The FDA did not name or make available the staff economists who conducted the analysis.

Their work is based on a concept called "consumer surplus" long employed by economists to calculate benefits people get from various goods and services which may not be fully captured by market prices. For example, if a government turned a playground into an industrial park, or banned pizza, the pleasure people lose from not having the park or eating a slice counts as a "cost" of the action.

But some leading economists say there is no justification for the FDA's application of consumer surplus to calorie counts, since the government is not banning a product but just making information available.

Consumers who eat healthier as a result "are presumably doing so because they are now better informed," said Kenneth Warner of the University of Michigan, one of the nation's leading experts on cost-benefit analysis. Anything a consumer freely chooses should not be treated as a forced loss of pleasure, he argued.

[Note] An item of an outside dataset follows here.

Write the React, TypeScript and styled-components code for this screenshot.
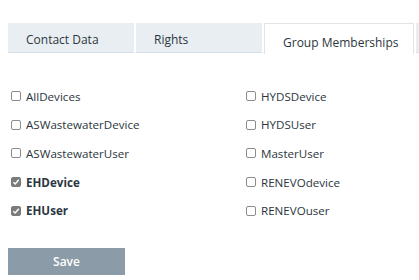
import styled, { createGlobalStyle } from 'styled-components';

const GlobalStyle = createGlobalStyle`
  html, body {
    margin: 0;
    padding: 0;
    background: #ffffff;
    font-family: 'Open Sans', 'Noto Sans', sans-serif;
    color: #2f3a44;
  }
`;

const Page = styled.div`
  width: 419px;
  height: 280px;
  overflow: hidden;
  display: flex;
  flex-direction: column;
`;

const TabBar = styled.div`
  display: flex;
  gap: 2px;
  padding: 23px 0 0 8px;
  overflow: hidden;
  align-items: flex-start;
`;

const Tab = styled.div<{ $active?: boolean; $width: number }>`
  flex-shrink: 0;
  box-sizing: border-box;
  width: ${(p) => p.$width}px;
  height: ${(p) => (p.$active ? 31 : 30)}px;
  padding: ${(p) => (p.$active ? '10px' : '8px')} 0 0 18px;
  font-size: 12px;
  font-weight: 500;
  white-space: nowrap;
  color: #2c3640;
  background: ${(p) => (p.$active ? '#ffffff' : '#e9eef2')};
  border: ${(p) => (p.$active ? '1px solid #dfe4e9' : 'none')};
  border-bottom: ${(p) => (p.$active ? 'none' : '1px solid #d6dfe7')};
`;

const Groups = styled.div`
  display: grid;
  grid-template-columns: 235px 1fr;
  grid-auto-rows: 28.6px;
  padding: 28px 0 0 11px;
`;

const Item = styled.label<{ $checked?: boolean }>`
  display: flex;
  align-items: center;
  gap: 5px;
  font-size: 11.6px;
  font-weight: ${(p) => (p.$checked ? 700 : 400)};
  color: #2b3640;
  white-space: nowrap;
`;

const Box = styled.span<{ $checked?: boolean }>`
  box-sizing: border-box;
  width: 10px;
  height: 10px;
  border-radius: 2px;
  border: 1px solid ${(p) => (p.$checked ? '#7b7b7b' : '#8c8c8c')};
  background: ${(p) => (p.$checked ? '#7b7b7b' : '#ffffff')};
  display: flex;
  align-items: center;
  justify-content: center;
`;

const SaveButton = styled.button`
  margin: 23px 0 0 8px;
  width: 117px;
  height: 27px;
  border: none;
  background: #8b9ba7;
  color: #ffffff;
  font-family: 'Open Sans', 'Noto Sans', sans-serif;
  font-size: 12px;
  font-weight: 600;
  padding: 0;
`;

const groups = [
  ['AllDevices', false],
  ['HYDSDevice', false],
  ['ASWastewaterDevice', false],
  ['HYDSUser', false],
  ['ASWastewaterUser', false],
  ['MasterUser', false],
  ['EHDevice', true],
  ['RENEVOdevice', false],
  ['EHUser', true],
  ['RENEVOuser', false],
] as const;

const Check = ({ checked }: { checked: boolean }) => (
  <Box $checked={checked}>
    {checked && (
      <svg width="8" height="8" viewBox="0 0 8 8">
        <path d="M1.3 4.2 L3.2 6 L6.8 1.8" fill="none" stroke="#fff" strokeWidth="1.5" />
      </svg>
    )}
  </Box>
);

const App = () => {
  return (
    <Page>
      <GlobalStyle />
      <TabBar>
        <Tab $width={126}>Contact Data</Tab>
        <Tab $width={126}>Rights</Tab>
        <Tab $width={150} $active>
          Group Memberships
        </Tab>
        {/* next tab, scrolled out of view */}
        <Tab $width={126} />
      </TabBar>
      <Groups>
        {groups.map(([name, checked]) => (
          <Item key={name} $checked={checked}>
            <Check checked={checked} />
            {name}
          </Item>
        ))}
      </Groups>
      <div>
        <SaveButton>Save</SaveButton>
      </div>
    </Page>
  );
};

export default App;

According to FDA documents, for the lost-pleasure analysis the agency relied almost solely on a 2011 paper by then-graduate student Jason Abaluck. In an interview, he defended the FDA's decision to reduce its estimate of the health benefits from labeling in part because "healthier foods are worse off on other dimensions such as taste, price, and convenience."

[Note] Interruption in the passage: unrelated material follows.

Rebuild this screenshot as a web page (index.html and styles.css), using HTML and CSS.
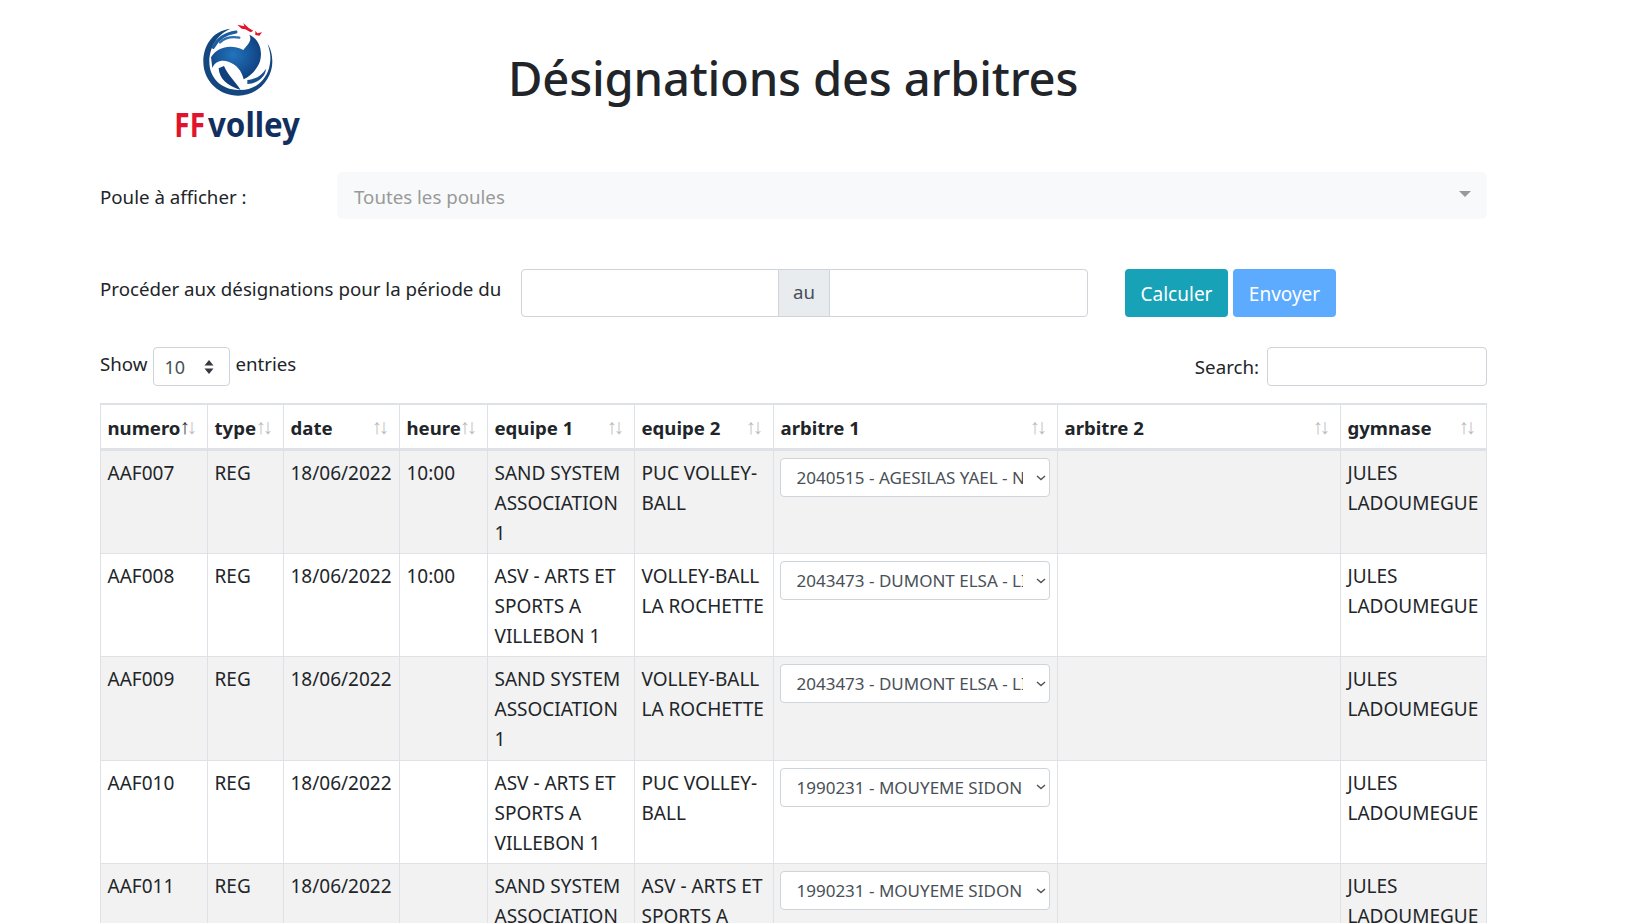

A revised version of the paper will be submitted to a peer-reviewed journal soon, said Abaluck, who now teaches at the Yale University School of Management.


In May, Reuters reported that the FDA had applied the lost-pleasure factor when analyzing its proposed rules on electronic cigarettes. Agency economists said factoring in the sense of deprivation smokers would suffer reduced the benefits of tighter regulation by 70 percent.

In a public comment on the proposed rule sent in August, nine leading economists including Jonathan Gruber of MIT and Thomas Schelling of the University of Maryland, said there was no economic basis for using consumer surplus in that case, partly because smoking is addictive rather than voluntary.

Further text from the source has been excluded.